I will, thanks for confirming this.
GC> > Does this mean that we shouldn't even attempt parallelizing the checks?
GC> > It should be an almost guaranteed order of magnitude factor win (because
GC> > modern systems have O(10) CPUs), so I'd strongly consider doing it
GC> > independently of anything else. Do you object to this?
GC>
GC> Interesting question. In principle, of course it's a great idea,
GC> and I compile code in parallel all the time. In practice, the
GC> difficulty [or so I thought] is that "external" parallelization:
GC> test_coding_rules$(EXEEXT) src/*
GC> would lose the summary statistics that the program gathers and
GC> prints, which I'd much rather preserve; so it would need to be
GC> parallelized "internally", e.g., via threads. But this is the
GC> twenty-first century, and we have threads in the standard library.
Yes, and this looks like a task well suited for what limited support for
them the standard library provides, as we never need to cancel them or wait
for anything else than all of them terminating.
GC> My only objection would be that this takes effort to code. However...
GC>
GC> ...stepping back and taking a fresh look, those statistics are:
GC> 692 source files
GC> 196647 source lines
GC> 277 marked defects
GC> which could be generated by a tiny regex-free C++ program (or a
GC> couple of shell commands),
Yes, I really wouldn't bother with writing a separate program for this, as
grep can give us all we need here.
GC> so maybe I was mistaken, and we could
GC> use the builtin parallelism of 'gnu make -jN' to run a new
GC> 'test_coding_rules_without_summary_statistics' against an arbitrary
GC> list of files independently, without threading.

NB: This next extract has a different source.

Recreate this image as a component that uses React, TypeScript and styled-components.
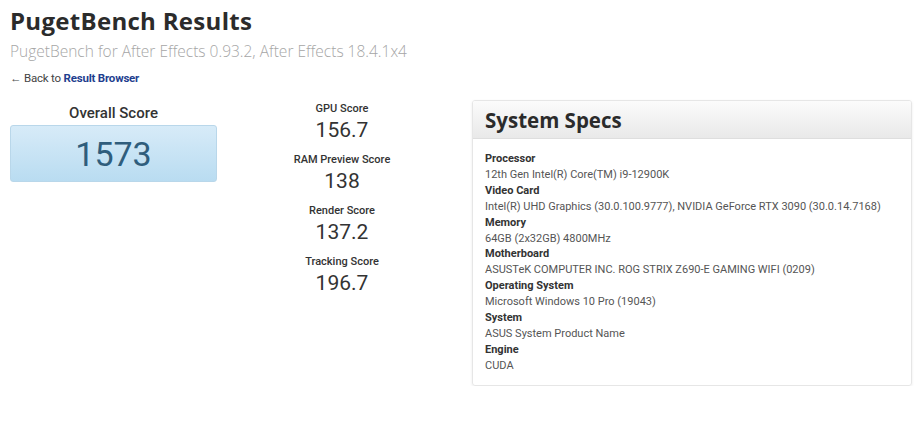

But how would you share the list of files among all copies of this
program? I don't know how to do it from make and I don't think it can be
done optimally from outside the program (inside the program we'd have a
simple work queue that would keep as many threads as we have as fully
occupied as possible).
GC> So the only hesitation I had evaporates, and the suggestion becomes
GC> compelling.
Please correct me if I'm wrong, but you still seem to be against actually
changing test_coding_rules to use threads, and I don't know how to do it
otherwise, so this still needs to be clarified, ideally.
But any parallelization will only come later, i.e. my order of sub-tasks
here is:
1. Rebase std::regex patch on master and benchmark it.
2. Try using CTRE.
3. Parallelize test_coding_rules.
I think this makes sense because if you're interested in using CTRE
anyhow, there is no need to try (3) before (2) to see if it's going to be
fast enough -- we don't know by how much exactly, but we can be quite sure
that CTRE will be still faster anyhow, and it might even be fast enough to
not require (3) in practice. But please correct me if I'm wrong.